With the images removed, repeat the data below exactly.

--------------------------------

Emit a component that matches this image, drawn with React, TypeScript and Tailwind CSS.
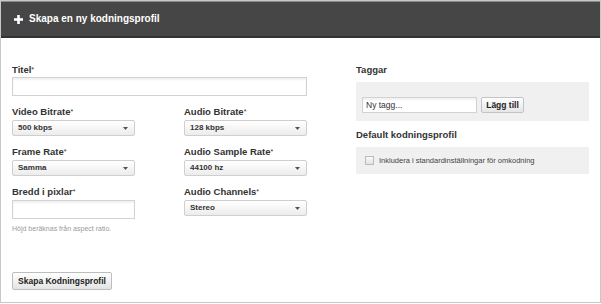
import React from 'react';

const font = { fontFamily: '"Liberation Sans", Arial, sans-serif' };

function Label({ children }: { children: React.ReactNode }) {
  return (
    <div className="h-[12px] text-[9.5px] leading-[12px] font-bold text-[#333]">
      {children}
      <span className="text-[7px] align-top font-normal">*</span>
    </div>
  );
}

function Select({ value, className = '' }: { value: string; className?: string }) {
  return (
    <div
      className={`flex items-center justify-between h-[16px] border border-[#cfcfcf] rounded-[2px] bg-gradient-to-b from-white to-[#ececec] pl-[5px] pr-[6px] ${className}`}
    >
      <span className="text-[8px] leading-none font-bold text-[#333]">{value}</span>
      <svg width="5" height="3" viewBox="0 0 5 3">
        <path d="M0 0h5L2.5 3z" fill="#555" />
      </svg>
    </div>
  );
}

function TextInput({ className = '', placeholder }: { className?: string; placeholder?: string }) {
  return (
    <div
      className={`flex items-center border border-[#d2d2d2] bg-white shadow-[inset_0_2px_2px_rgba(0,0,0,0.06)] pl-[3px] ${className}`}
    >
      {placeholder && <span className="text-[8.5px] leading-none text-[#333]">{placeholder}</span>}
    </div>
  );
}

export default function App() {
  return (
    <div style={font} className="w-[601px] h-[303px] border border-[#c8c8c8] bg-white flex flex-col">
      {/* header */}
      <div className="h-[37px] bg-[#464646] border-t border-[#8a8a8a] border-b-2 border-b-[#333] flex items-center pl-[13px] gap-[6px]">
        <svg width="9" height="9" viewBox="0 0 9 9">
          <rect x="3.2" y="0" width="2.6" height="9" fill="#fff" />
          <rect x="0" y="3.2" width="9" height="2.6" fill="#fff" />
        </svg>
        <span className="text-[10px] leading-none font-bold text-white">Skapa en ny kodningsprofil</span>
      </div>

      {/* body */}
      <div className="flex pt-[26px] pl-[11px]">
        {/* left column */}
        <div className="w-[295px] flex flex-col">
          <Label>Titel</Label>
          <TextInput className="mt-[1px] h-[19px] w-[295px]" />

          <div className="grid grid-cols-[172px_123px] mt-[10px]">
            <div>
              <Label>Video Bitrate</Label>
              <Select value="500 kbps" className="mt-[2px] w-[123px]" />
            </div>
            <div>
              <Label>Audio Bitrate</Label>
              <Select value="128 kbps" className="mt-[2px] w-[123px]" />
            </div>
          </div>

          <div className="grid grid-cols-[172px_123px] mt-[10px]">
            <div>
              <Label>Frame Rate</Label>
              <Select value="Samma" className="mt-[2px] w-[123px]" />
            </div>
            <div>
              <Label>Audio Sample Rate</Label>
              <Select value="44100 hz" className="mt-[2px] w-[123px]" />
            </div>
          </div>

          <div className="grid grid-cols-[172px_123px] mt-[10px]">
            <div>
              <Label>Bredd i pixlar</Label>
              <TextInput className="mt-[2px] h-[19px] w-[123px]" />
              <div className="mt-[4px] text-[7px] leading-[12px] text-[#9a9a9a]">Höjd beräknas från aspect ratio.</div>
            </div>
            <div>
              <Label>Audio Channels</Label>
              <Select value="Stereo" className="mt-[2px] w-[123px]" />
            </div>
          </div>

          <div className="mt-[32px]">
            <button className="h-[18px] w-[100px] border border-[#bdbdbd] rounded-[2px] bg-gradient-to-b from-white to-[#e4e4e4] text-[8.5px] leading-none font-bold text-[#222]">
              Skapa Kodningsprofil
            </button>
          </div>
        </div>

        {/* right column */}
        <div className="ml-[49px] w-[233px] flex flex-col">
          <div className="h-[12px] text-[9.5px] leading-[12px] font-bold text-[#333]">Taggar</div>
          <div className="mt-[6px] h-[39px] bg-[#f0f0f0] flex items-start pt-[15px] pl-[6px] gap-[4px]">
            <TextInput className="h-[16px] w-[115px]" placeholder="Ny tagg..." />
            <button className="h-[16px] w-[43px] border border-[#c4c4c4] rounded-[2px] bg-gradient-to-b from-white to-[#e6e6e6] text-[8.5px] leading-none font-bold text-[#222]">
              Lägg till
            </button>
          </div>

          <div className="mt-[8px] h-[12px] text-[9.5px] leading-[12px] font-bold text-[#333]">Default kodningsprofil</div>
          <div className="mt-[6px] h-[27px] bg-[#f0f0f0] flex items-center pl-[9px] gap-[5px]">
            <div className="w-[9px] h-[9px] border border-[#bcbcbc] bg-gradient-to-b from-[#fafafa] to-[#e2e2e2]" />
            <span className="text-[7.5px] leading-none text-[#444]">Inkludera i standardinställningar för omkodning</span>
          </div>
        </div>
      </div>
    </div>
  );
}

--------------------------------

**Task solution**:
Emit a component that matches this image, drawn with React, TypeScript and Tailwind CSS.
import React from 'react';

const font = { fontFamily: '"Liberation Sans", Arial, sans-serif' };

function Label({ children }: { children: React.ReactNode }) {
  return (
    <div className="h-[12px] text-[9.5px] leading-[12px] font-bold text-[#333]">
      {children}
      <span className="text-[7px] align-top font-normal">*</span>
    </div>
  );
}

function Select({ value, className = '' }: { value: string; className?: string }) {
  return (
    <div
      className={`flex items-center justify-between h-[16px] border border-[#cfcfcf] rounded-[2px] bg-gradient-to-b from-white to-[#ececec] pl-[5px] pr-[6px] ${className}`}
    >
      <span className="text-[8px] leading-none font-bold text-[#333]">{value}</span>
      <svg width="5" height="3" viewBox="0 0 5 3">
        <path d="M0 0h5L2.5 3z" fill="#555" />
      </svg>
    </div>
  );
}

function TextInput({ className = '', placeholder }: { className?: string; placeholder?: string }) {
  return (
    <div
      className={`flex items-center border border-[#d2d2d2] bg-white shadow-[inset_0_2px_2px_rgba(0,0,0,0.06)] pl-[3px] ${className}`}
    >
      {placeholder && <span className="text-[8.5px] leading-none text-[#333]">{placeholder}</span>}
    </div>
  );
}

export default function App() {
  return (
    <div style={font} className="w-[601px] h-[303px] border border-[#c8c8c8] bg-white flex flex-col">
      {/* header */}
      <div className="h-[37px] bg-[#464646] border-t border-[#8a8a8a] border-b-2 border-b-[#333] flex items-center pl-[13px] gap-[6px]">
        <svg width="9" height="9" viewBox="0 0 9 9">
          <rect x="3.2" y="0" width="2.6" height="9" fill="#fff" />
          <rect x="0" y="3.2" width="9" height="2.6" fill="#fff" />
        </svg>
        <span className="text-[10px] leading-none font-bold text-white">Skapa en ny kodningsprofil</span>
      </div>

      {/* body */}
      <div className="flex pt-[26px] pl-[11px]">
        {/* left column */}
        <div className="w-[295px] flex flex-col">
          <Label>Titel</Label>
          <TextInput className="mt-[1px] h-[19px] w-[295px]" />

          <div className="grid grid-cols-[172px_123px] mt-[10px]">
            <div>
              <Label>Video Bitrate</Label>
              <Select value="500 kbps" className="mt-[2px] w-[123px]" />
            </div>
            <div>
              <Label>Audio Bitrate</Label>
              <Select value="128 kbps" className="mt-[2px] w-[123px]" />
            </div>
          </div>

          <div className="grid grid-cols-[172px_123px] mt-[10px]">
            <div>
              <Label>Frame Rate</Label>
              <Select value="Samma" className="mt-[2px] w-[123px]" />
            </div>
            <div>
              <Label>Audio Sample Rate</Label>
              <Select value="44100 hz" className="mt-[2px] w-[123px]" />
            </div>
          </div>

          <div className="grid grid-cols-[172px_123px] mt-[10px]">
            <div>
              <Label>Bredd i pixlar</Label>
              <TextInput className="mt-[2px] h-[19px] w-[123px]" />
              <div className="mt-[4px] text-[7px] leading-[12px] text-[#9a9a9a]">Höjd beräknas från aspect ratio.</div>
            </div>
            <div>
              <Label>Audio Channels</Label>
              <Select value="Stereo" className="mt-[2px] w-[123px]" />
            </div>
          </div>

          <div className="mt-[32px]">
            <button className="h-[18px] w-[100px] border border-[#bdbdbd] rounded-[2px] bg-gradient-to-b from-white to-[#e4e4e4] text-[8.5px] leading-none font-bold text-[#222]">
              Skapa Kodningsprofil
            </button>
          </div>
        </div>

        {/* right column */}
        <div className="ml-[49px] w-[233px] flex flex-col">
          <div className="h-[12px] text-[9.5px] leading-[12px] font-bold text-[#333]">Taggar</div>
          <div className="mt-[6px] h-[39px] bg-[#f0f0f0] flex items-start pt-[15px] pl-[6px] gap-[4px]">
            <TextInput className="h-[16px] w-[115px]" placeholder="Ny tagg..." />
            <button className="h-[16px] w-[43px] border border-[#c4c4c4] rounded-[2px] bg-gradient-to-b from-white to-[#e6e6e6] text-[8.5px] leading-none font-bold text-[#222]">
              Lägg till
            </button>
          </div>

          <div className="mt-[8px] h-[12px] text-[9.5px] leading-[12px] font-bold text-[#333]">Default kodningsprofil</div>
          <div className="mt-[6px] h-[27px] bg-[#f0f0f0] flex items-center pl-[9px] gap-[5px]">
            <div className="w-[9px] h-[9px] border border-[#bcbcbc] bg-gradient-to-b from-[#fafafa] to-[#e2e2e2]" />
            <span className="text-[7.5px] leading-none text-[#444]">Inkludera i standardinställningar för omkodning</span>
          </div>
        </div>
      </div>
    </div>
  );
}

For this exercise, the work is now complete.